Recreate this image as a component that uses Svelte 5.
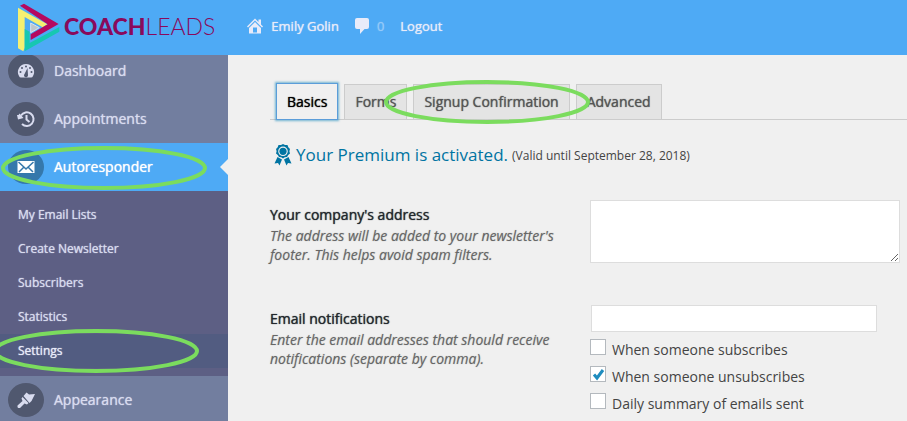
<script>
    let address = "";
    let emails = "";

    const tabs = ["Basics", "Forms", "Signup Confirmation", "Advanced"];
    let activeTab = "Basics";

    const submenu = ["My Email Lists", "Create Newsletter", "Subscribers", "Statistics", "Settings"];

    let notifications = [
        { id: "subscribes", label: "When someone subscribes", on: false },
        { id: "unsubscribes", label: "When someone unsubscribes", on: true },
        { id: "daily", label: "Daily summary of emails sent", on: false },
    ];
</script>

<div class="page">
    <header>
        <a class="brand" href="#home">
            <svg width="43" height="50" viewBox="51 6 129 150" aria-hidden="true">
                <path fill="#f5f072" d="M54 20 142 70 128 79 74 48V140L70 151 54 142z" />
                <path fill="#b5095f" d="M60 14 72 8 176 69 92 117V100L143 70z" />
                <path fill="#16c7b2" d="M178 78V92L74 151V84L89 92V126z" />
                <path fill="#bcc6cb" stroke="#d9e3ee" stroke-width="3" d="M92 66 118 80 92 95z" />
            </svg>
            <span class="wordmark"><b>COACH</b>LEADS</span>
        </a>
        <nav class="toolbar">
            <a href="#profile">
                <svg width="16" height="16" viewBox="0 0 16 16" aria-hidden="true">
                    <path d="M8 .5 11.500 4V1.500H14v5l2 2-1 1-7-7-7 7-1-1z" />
                    <path fill-rule="evenodd" d="M8 4l6 6v5.500H2V10zM6 9.500v5h4v-5z" />
                </svg>
                <span>Emily Golin</span>
            </a>
            <a class="comments" href="#comments" aria-label="Comments">
                <svg width="14" height="16" viewBox="0 0 14 16" aria-hidden="true">
                    <path d="M2 0h10q2 0 2 2v7q0 2-2 2H9.500L5 16v-5H2q-2 0-2-2V2q0-2 2-2z" />
                </svg>
                <span>0</span>
            </a>
            <a href="#logout">Logout</a>
        </nav>
    </header>

    <div class="body">
        <aside>
            <a class="item" href="#dashboard">
                <span class="disc">
                    <svg width="18" height="18" viewBox="0 0 18 18" aria-hidden="true">
                        <path d="M9 2a8 8 0 0 1 7 12q-.5 1.500-2 1.500H4q-1.500 0-2-1.500A8 8 0 0 1 9 2z" />
                        <g class="cut">
                            <circle cx="9" cy="4.500" r="1" />
                            <circle cx="5" cy="6" r="1" />
                            <circle cx="13" cy="6" r="1" />
                            <circle cx="3.500" cy="10" r="1" />
                            <circle cx="14.500" cy="10" r="1" />
                            <path d="M10.500 6 11 13a2 2 0 1 1-3.500-1z" />
                        </g>
                    </svg>
                </span>
                Dashboard
            </a>
            <a class="item" href="#appointments">
                <span class="disc">
                    <svg width="18" height="18" viewBox="0 0 18 18" aria-hidden="true">
                        <path class="line" d="M4 5.500A6.800 6.800 0 1 1 5 14" />
                        <path d="M0 5h1.500l1-1.500L6.500 8 1 9.500z" />
                        <path class="thin" d="M9.500 5v4.500l3 2.500" />
                    </svg>
                </span>
                Appointments
            </a>
            <a class="item current" href="#autoresponder">
                <span class="disc">
                    <svg width="18" height="18" viewBox="0 0 18 18" aria-hidden="true">
                        <path d="M.5 3h17v12H.5z" />
                        <path class="fold" d="M1.500 4 9 11l7.500-7M2 14l5-5M16 14l-5-5" />
                    </svg>
                </span>
                Autoresponder
                <svg class="ring" width="206" height="46" viewBox="0 0 206 46" aria-hidden="true">
                    <ellipse cx="103" cy="23" rx="101" ry="20" />
                </svg>
            </a>
            <ul class="submenu">
                {#each submenu as entry}
                    <li>
                        <a class:selected={entry === "Settings"} href="#{entry}">
                            {entry}
                            {#if entry === "Settings"}
                                <svg class="ring" width="206" height="46" viewBox="0 0 206 46" aria-hidden="true">
                                    <ellipse cx="103" cy="23" rx="101" ry="20" />
                                </svg>
                            {/if}
                        </a>
                    </li>
                {/each}
            </ul>
            <a class="item" href="#appearance">
                <span class="disc">
                    <svg width="18" height="18" viewBox="0 0 18 18" aria-hidden="true">
                        <path d="M9.500 1.500 12 3.500l6-.5-3.500 7-2 2L6.500 5z" />
                        <path d="M5.500 6 11.500 12l-1.500 1.500-2.500-1L3 17Q0 17.500 .5 14.500L5.500 10 4.500 7.500z" />
                    </svg>
                </span>
                Appearance
            </a>
        </aside>

        <main>
            <div class="tabs" role="tablist">
                {#each tabs as tab}
                    <button
                        type="button"
                        role="tab"
                        aria-selected={tab === activeTab}
                        class:active={tab === activeTab}
                        on:click={() => (activeTab = tab)}
                    >
                        {tab}
                        {#if tab === "Signup Confirmation"}
                            <svg class="ring" width="206" height="46" viewBox="0 0 206 46" aria-hidden="true">
                                <ellipse cx="103" cy="23" rx="101" ry="20" />
                            </svg>
                        {/if}
                    </button>
                {/each}
            </div>

            <p class="premium">
                <svg width="18" height="22" viewBox="0 0 18 22" aria-hidden="true">
                    <path
                        fill-rule="evenodd"
                        d="M9 0l2 1 2.500 0 .8 2.200L16 5l-.6 2.200L16 9.500l-1.800 1.600L13 13l-2.200.2L9 14.500l-1.800-1.300L5 13l-1.200-2L2 9.500l.6-2.300L2 5l1.700-1.800L4.500 1 7 1zM9 2.500a4.800 4.800 0 1 0 0 9.600 4.800 4.800 0 0 0 0-9.600z"
                    />
                    <circle cx="9" cy="7.300" r="3.600" />
                    <path d="M3.500 13 8 15.500 5.500 21.500 4 19 .5 19.500zM14.500 13 10 15.500l2.500 6L14 19l3.500.5z" />
                </svg>
                <strong>Your Premium is activated.</strong>
                <small>(Valid until September 28, 2018)</small>
            </p>

            <form>
                <div class="row">
                    <div class="about">
                        <label for="address">Your company's address</label>
                        <p>The address will be added to your newsletter's footer. This helps avoid spam filters.</p>
                    </div>
                    <div class="field">
                        <textarea id="address" bind:value={address}></textarea>
                    </div>
                </div>
                <div class="row">
                    <div class="about">
                        <label for="emails">Email notifications</label>
                        <p>Enter the email addresses that should receive notifications (separate by comma).</p>
                    </div>
                    <div class="field">
                        <input id="emails" type="text" bind:value={emails} />
                        {#each notifications as item}
                            <label class="check" for={item.id}>
                                <input id={item.id} type="checkbox" bind:checked={item.on} />
                                <svg width="16" height="16" viewBox="0 0 16 16" aria-hidden="true">
                                    <path d="M4 8.500 7 12l6-8" />
                                </svg>
                                <span>{item.label}</span>
                            </label>
                        {/each}
                    </div>
                </div>
            </form>
        </main>
    </div>
</div>

<style>
    :global(body) {
        margin: 0;
        background: #f0f0f0;
        overflow: hidden;
    }

    .page {
        display: flex;
        flex-direction: column;
        height: 100vh;
        overflow: hidden;
        font-family: "Open Sans", "Noto Sans", sans-serif;
        font-size: 14px;
        color: #444;
    }

    a {
        color: inherit;
        text-decoration: none;
    }

    /* regular weight, slightly thickened */
    .toolbar,
    .item,
    .submenu a,
    .tabs button,
    .about label {
        text-shadow: 0 0 1px currentColor;
    }

    header {
        display: flex;
        flex: none;
        align-items: center;
        gap: 32px;
        height: 55px;
        padding: 0 17px;
        background: #4eaaf5;
    }

    .brand {
        display: flex;
        align-items: center;
        gap: 4px;
    }

    .wordmark {
        padding-bottom: 4px;
        color: #890a5c;
        font: 300 23px/46px Lato, sans-serif;
    }

    .wordmark b {
        font-weight: 900;
    }

    .toolbar {
        display: flex;
        align-items: center;
        gap: 16px;
        padding-bottom: 4px;
        color: #e8ebf9;
        font-size: 13px;
        line-height: 48px;
    }

    .toolbar a {
        display: flex;
        align-items: center;
        gap: 8px;
    }

    .toolbar svg {
        fill: currentColor;
    }

    .comments span {
        color: #94c9f8;
    }

    .body {
        display: flex;
        flex: 1;
        min-height: 0;
        overflow: hidden;
    }

    aside {
        flex: none;
        width: 228px;
        /* the menu is scrolled slightly under the header */
        margin-top: -8px;
        background: #727e9f;
    }

    .item {
        position: relative;
        display: flex;
        align-items: center;
        gap: 10px;
        box-sizing: border-box;
        height: 48px;
        padding: 0 0 1px 8px;
        color: #d9dcef;
    }

    .disc {
        display: flex;
        align-items: center;
        justify-content: center;
        width: 36px;
        height: 34px;
        border-radius: 50%;
        background: #50586f;
    }

    .disc svg {
        fill: currentColor;
    }

    .disc .cut {
        fill: #50586f;
    }

    .disc .line,
    .disc .thin,
    .disc .fold {
        fill: none;
        stroke: currentColor;
        stroke-width: 2;
    }

    .disc .fold {
        stroke: #3578ab;
        stroke-width: 1.5;
    }

    .current {
        background: #4eaaf5;
        color: #fff;
    }

    .current .disc {
        background: #3578ab;
    }

    .current::after {
        content: "";
        position: absolute;
        top: 16px;
        right: 0;
        border: solid transparent;
        border-width: 8px 8px 8px 0;
        border-right-color: #f0f0f0;
    }

    .ring {
        position: absolute;
        z-index: 1;
        top: 2px;
        left: 1px;
        fill: none;
        stroke: #7bdc5e;
        stroke-width: 4;
        pointer-events: none;
    }

    .submenu {
        margin: 0;
        padding: 7px 0 8px;
        list-style: none;
        background: #5d5f84;
    }

    .submenu a {
        position: relative;
        display: block;
        padding-left: 18px;
        color: #d9dcef;
        font-size: 12px;
        line-height: 34px;
    }

    .submenu .selected {
        background: #525c81;
        color: #e8ebf9;
    }

    .submenu .ring {
        top: -6px;
        left: -7px;
    }

    main {
        flex: 1;
        min-width: 0;
        padding-top: 28px;
    }

    .tabs {
        display: flex;
        gap: 6px;
        margin-left: 42px;
        padding-left: 6px;
        border-bottom: 1px solid #ccc;
    }

    .tabs button {
        position: relative;
        margin: 1px 0 0;
        padding: 0 10px;
        border: 1px solid #ccc;
        border-bottom: 0;
        background: #e4e4e4;
        color: #555;
        font: 400 14px/34px "Open Sans", "Noto Sans", sans-serif;
    }

    .tabs .active {
        z-index: 1;
        margin: 0 0 -1px;
        border: 1px solid #5b9dd9;
        background: #f0f0f0;
        box-shadow: 0 0 2px 1px rgba(30, 140, 190, 0.6);
        color: #000;
    }

    .tabs .ring {
        top: -6px;
        left: -30px;
    }

    .premium {
        display: flex;
        align-items: center;
        gap: 4px;
        margin: 20px 0 0 46px;
        line-height: 28px;
    }

    .premium svg {
        fill: #0074a2;
    }

    .premium strong {
        color: #0074a2;
        font-size: 17px;
        font-weight: 400;
    }

    .premium small {
        padding-top: 2px;
        font-size: 12px;
    }

    form {
        padding: 30px 7px 0 42px;
    }

    .row {
        display: grid;
        grid-template-columns: 290px 1fr;
        column-gap: 30px;
        margin-bottom: 39px;
    }

    .about {
        padding-top: 4px;
    }

    .about label {
        display: block;
        color: #23282d;
        line-height: 22px;
    }

    .about p {
        margin: 0 0 1px;
        color: #666;
        font-style: italic;
        line-height: 19px;
        text-shadow: 0 0 1px rgba(102, 102, 102, 0.5);
    }

    textarea,
    input[type="text"] {
        display: block;
        box-sizing: border-box;
        border: 1px solid #ddd;
        border-radius: 0;
        background: #fff;
        font: inherit;
    }

    textarea {
        width: 100%;
        height: 63px;
        resize: both;
    }

    input[type="text"] {
        width: calc(100% - 24px);
        height: 27px;
        margin: 1px 0 4px 1px;
    }

    .check {
        display: grid;
        grid-template-columns: 16px 1fr;
        column-gap: 6px;
        height: 27px;
        line-height: 27px;
    }

    .check input,
    .check svg {
        grid-area: 1 / 1;
        box-sizing: border-box;
        width: 16px;
        height: 16px;
        margin: 3px 0 0;
    }

    .check input {
        appearance: none;
        border: 1px solid #b4b9be;
        background: #fff;
    }

    .check svg {
        visibility: hidden;
        fill: none;
        stroke: #1e8cbe;
        stroke-width: 3;
        pointer-events: none;
    }

    .check input:checked + svg {
        visibility: visible;
    }
</style>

-.-.-

In the material above, show every line where the word "that" turns up.

Recreate this image as a component that uses Svelte 5.
                        <p>Enter the email addresses that should receive notifications (separate by comma).</p>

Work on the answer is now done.